The Trump administration seized on the horrendous conditions in public housing as a means to criticize New York City, even threatening at one point to put NYCHA into federal receivership, which would have put the Trump administration in charge of all New York’s public housing, rather than New York City and NYCHA. That would have been a treacherous blow to New York’s public housing, given Trump’s approach to public housing: In his 2019 budget proposal, Trump and HUD Secretary Ben Carson suggested wiping out the entire budget for public housing repairs. Velázquez’s bill, by contrast, would finally provide the funding to make the repairs that could fix the caved-in ceilings, problems with heat and issues with mold that have long plagued residents.

In November, Rep. Maxine Waters (D-California) and Sen. Kamala Harris (D-California) introduced the $100 billion Housing is Infrastructure Act of 2019. The bill would raise the federal fund used to make repairs from the paltry $2.7 billion currently allocated to $70 billion, much like the Velázquez bill does. But this bill would also allocate $5 billion to the National Housing Trust Fund, which is a George W. Bush-era law meant to provide housing to extremely low-income individuals and families. Much less money currently flows to the Housing Trust Fund — $267 million in 2018. The funds currently come from Fannie Mae and Freddie Mac, the government-sponsored mortgage loan companies that divert 0.042 percent of any of their new business earnings to the Housing Trust Fund.

Another notable public housing revitalization plan came in November from Representative Ocasio-Cortez and Senator Sanders.

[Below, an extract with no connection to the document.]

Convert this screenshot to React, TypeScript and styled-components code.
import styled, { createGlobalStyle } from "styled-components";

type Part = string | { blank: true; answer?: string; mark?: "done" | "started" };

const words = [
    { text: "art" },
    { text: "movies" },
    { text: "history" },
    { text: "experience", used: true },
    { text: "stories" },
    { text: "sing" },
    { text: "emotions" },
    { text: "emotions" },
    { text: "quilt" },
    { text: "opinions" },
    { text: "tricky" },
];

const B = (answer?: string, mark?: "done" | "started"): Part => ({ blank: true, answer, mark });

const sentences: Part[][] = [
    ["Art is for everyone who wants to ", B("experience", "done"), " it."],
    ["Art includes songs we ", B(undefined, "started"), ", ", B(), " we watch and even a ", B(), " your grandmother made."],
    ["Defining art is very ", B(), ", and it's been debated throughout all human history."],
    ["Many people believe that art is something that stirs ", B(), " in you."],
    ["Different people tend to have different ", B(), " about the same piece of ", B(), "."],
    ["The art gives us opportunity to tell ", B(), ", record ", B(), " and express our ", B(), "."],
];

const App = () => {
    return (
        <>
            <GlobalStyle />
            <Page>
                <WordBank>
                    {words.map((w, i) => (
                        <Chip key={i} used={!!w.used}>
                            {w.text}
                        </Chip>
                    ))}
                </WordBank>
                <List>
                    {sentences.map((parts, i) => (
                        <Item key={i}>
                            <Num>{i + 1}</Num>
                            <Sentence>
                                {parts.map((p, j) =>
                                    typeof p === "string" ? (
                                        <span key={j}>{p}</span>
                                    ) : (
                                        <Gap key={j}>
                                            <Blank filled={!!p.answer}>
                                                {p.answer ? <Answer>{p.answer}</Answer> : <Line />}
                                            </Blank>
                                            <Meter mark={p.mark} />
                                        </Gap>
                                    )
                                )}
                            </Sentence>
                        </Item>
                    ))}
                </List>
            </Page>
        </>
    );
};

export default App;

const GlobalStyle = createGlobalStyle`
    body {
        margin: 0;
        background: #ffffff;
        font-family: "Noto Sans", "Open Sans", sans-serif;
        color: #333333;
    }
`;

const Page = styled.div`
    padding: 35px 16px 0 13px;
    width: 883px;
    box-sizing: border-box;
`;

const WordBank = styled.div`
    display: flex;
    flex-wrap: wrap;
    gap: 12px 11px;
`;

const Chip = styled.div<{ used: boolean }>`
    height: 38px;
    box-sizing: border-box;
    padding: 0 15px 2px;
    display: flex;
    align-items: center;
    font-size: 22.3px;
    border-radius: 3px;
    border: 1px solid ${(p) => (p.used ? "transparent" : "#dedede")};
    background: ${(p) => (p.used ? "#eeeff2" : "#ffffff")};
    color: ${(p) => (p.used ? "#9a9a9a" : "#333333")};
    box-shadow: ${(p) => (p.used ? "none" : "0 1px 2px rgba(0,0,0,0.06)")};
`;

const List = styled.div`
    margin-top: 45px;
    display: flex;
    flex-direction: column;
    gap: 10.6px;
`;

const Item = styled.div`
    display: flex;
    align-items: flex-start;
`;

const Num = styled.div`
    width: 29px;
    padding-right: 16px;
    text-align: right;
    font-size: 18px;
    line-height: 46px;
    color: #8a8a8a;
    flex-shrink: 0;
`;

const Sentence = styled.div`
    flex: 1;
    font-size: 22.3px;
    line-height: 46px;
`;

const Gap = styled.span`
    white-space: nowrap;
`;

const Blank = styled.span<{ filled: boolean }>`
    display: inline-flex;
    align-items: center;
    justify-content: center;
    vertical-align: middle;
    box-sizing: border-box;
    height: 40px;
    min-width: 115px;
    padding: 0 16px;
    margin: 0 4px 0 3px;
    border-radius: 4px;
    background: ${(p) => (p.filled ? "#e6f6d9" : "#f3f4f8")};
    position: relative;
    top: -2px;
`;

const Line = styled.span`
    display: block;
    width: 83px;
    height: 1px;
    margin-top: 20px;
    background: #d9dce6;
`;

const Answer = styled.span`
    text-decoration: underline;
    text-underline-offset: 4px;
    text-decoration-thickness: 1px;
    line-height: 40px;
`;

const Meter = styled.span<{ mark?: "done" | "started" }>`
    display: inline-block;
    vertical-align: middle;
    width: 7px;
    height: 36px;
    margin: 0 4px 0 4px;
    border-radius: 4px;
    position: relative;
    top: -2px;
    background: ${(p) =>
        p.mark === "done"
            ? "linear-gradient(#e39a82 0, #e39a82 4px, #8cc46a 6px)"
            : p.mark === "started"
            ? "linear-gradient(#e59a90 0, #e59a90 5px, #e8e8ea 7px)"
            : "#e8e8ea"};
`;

Their Green New Deal for Housing Act would allocate $172 billion to upgrade 1.2 million units of public housing to be powered by on-site renewable energy, while providing jobs making these upgrades to those living in public housing. According to the legislative text, the ultimate goal of the bill is “to transition the entire public housing stock of the United States, as swiftly and seamlessly as possible, into highly energy-efficient homes that produce on-site, or procure, enough carbon-free renewable energy to meet total energy consumption annually.” The bill’s “pay-for” (all new funding proposals in the House must be offset by other cuts or new revenue) would primarily come from repealing the 2017 Republican tax cuts which largely benefited the wealthy. Data for Progress estimated the bill would create over 240,000 jobs annually.

But the boldest legislative proposal that is focused purely on building new public housing comes from Rep. Ilhan Omar (D-Minnesota), who proposed the trillion-dollar Homes for All Act. The bill would allocate $80 billion annually for public housing for a decade (a total of $800 billion) in order to build 9.5 million new units of public housing.

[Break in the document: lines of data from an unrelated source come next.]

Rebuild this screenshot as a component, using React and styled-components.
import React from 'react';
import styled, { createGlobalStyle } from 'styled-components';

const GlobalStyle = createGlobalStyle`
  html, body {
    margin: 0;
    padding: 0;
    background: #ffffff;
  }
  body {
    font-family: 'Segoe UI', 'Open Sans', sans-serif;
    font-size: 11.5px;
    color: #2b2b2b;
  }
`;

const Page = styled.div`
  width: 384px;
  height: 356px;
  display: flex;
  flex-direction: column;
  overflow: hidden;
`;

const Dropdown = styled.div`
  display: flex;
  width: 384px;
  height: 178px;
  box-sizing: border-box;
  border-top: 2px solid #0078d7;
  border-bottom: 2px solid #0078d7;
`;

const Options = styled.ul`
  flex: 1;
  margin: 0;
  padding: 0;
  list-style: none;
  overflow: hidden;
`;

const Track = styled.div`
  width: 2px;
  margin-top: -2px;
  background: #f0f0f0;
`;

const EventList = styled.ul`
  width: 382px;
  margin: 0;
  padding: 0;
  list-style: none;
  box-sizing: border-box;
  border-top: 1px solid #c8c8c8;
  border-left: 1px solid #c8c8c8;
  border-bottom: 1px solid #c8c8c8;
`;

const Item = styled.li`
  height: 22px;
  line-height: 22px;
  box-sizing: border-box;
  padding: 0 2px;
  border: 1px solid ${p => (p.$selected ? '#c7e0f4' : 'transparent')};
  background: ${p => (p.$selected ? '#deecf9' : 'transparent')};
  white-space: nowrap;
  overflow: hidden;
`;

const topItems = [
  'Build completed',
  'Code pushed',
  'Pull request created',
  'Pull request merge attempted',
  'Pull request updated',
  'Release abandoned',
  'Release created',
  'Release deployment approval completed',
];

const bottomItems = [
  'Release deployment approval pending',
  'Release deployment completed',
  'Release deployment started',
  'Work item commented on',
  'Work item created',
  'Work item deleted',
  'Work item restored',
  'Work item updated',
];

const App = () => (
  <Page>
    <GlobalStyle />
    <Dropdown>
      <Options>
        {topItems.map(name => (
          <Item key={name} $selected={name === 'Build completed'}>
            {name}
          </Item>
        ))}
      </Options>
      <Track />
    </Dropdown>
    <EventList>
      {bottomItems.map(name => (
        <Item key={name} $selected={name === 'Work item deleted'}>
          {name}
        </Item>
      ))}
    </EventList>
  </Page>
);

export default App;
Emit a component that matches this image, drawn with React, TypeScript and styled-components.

We’ve also seen solutions to the crisis of disinvestment in public housing in the presidential campaign. Senator Warren’s presidential campaign released an update to Warren’s housing proposal that includes repealing the Faircloth Limit, making all the currently needed repairs to public housing, and creating a new Tenant Protection Bureau to sit at HUD and ensure that tenants don’t have to fight substandard conditions alone. Sanders also proposes repealing Faircloth, investing $70 billion to make all repairs in the backlog, and he also wants to invest $1.48 trillion over 10 years in the Housing Trust Fund.

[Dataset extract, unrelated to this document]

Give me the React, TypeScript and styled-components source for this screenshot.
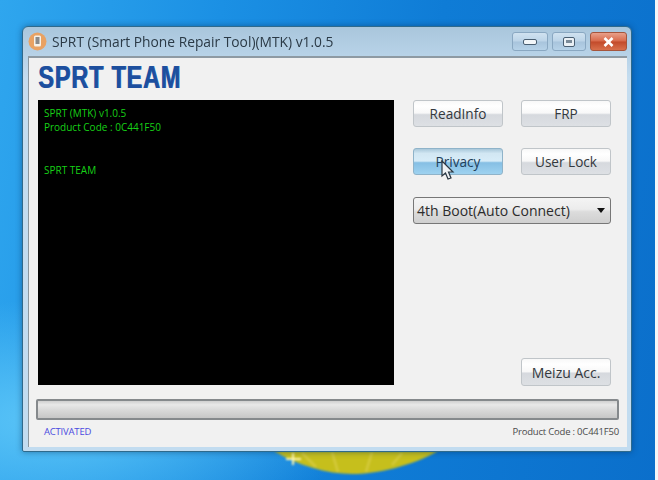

Public housing (along with its disrepair) has finally gotten the legislative and campaign attention it’s always deserved. What’s needed now is to build the political will to move from attention to action. Many of the lawmakers who’ve introduced these bold plans needn’t wait for a new Congress to make a real difference in the lives of public housing residents today.

We need only look to Minnesota for an example. Minneapolis Mayor Jacob Frey and the city’s public housing authority requested a Section 18 “demolition and disposition” plan. This comes after Trump made changes to end the requirement for public hearings with tenants about any Section 18 plans. The Minneapolis plan, which HUD approved in August, would convert public housing for nearly 5,000 residents into project-based vouchers, leading to concerns of displacement by Defend Glendale. The political organization Democratic-Farmer-Labor Party went so far as to ask for federal help in their fight to save their public housing, writing Representative Omar a letter asking for her to publicly ask both HUD and the local housing authority to halt the plan.

If these new champions of public housing in bills and campaign proposals can also work to amplify the tenant advocacy organizations that are already doing this work, 2020 could be a year to finally build the momentum needed to finally invest in making a safe place to call home a reality for more U.S. residents.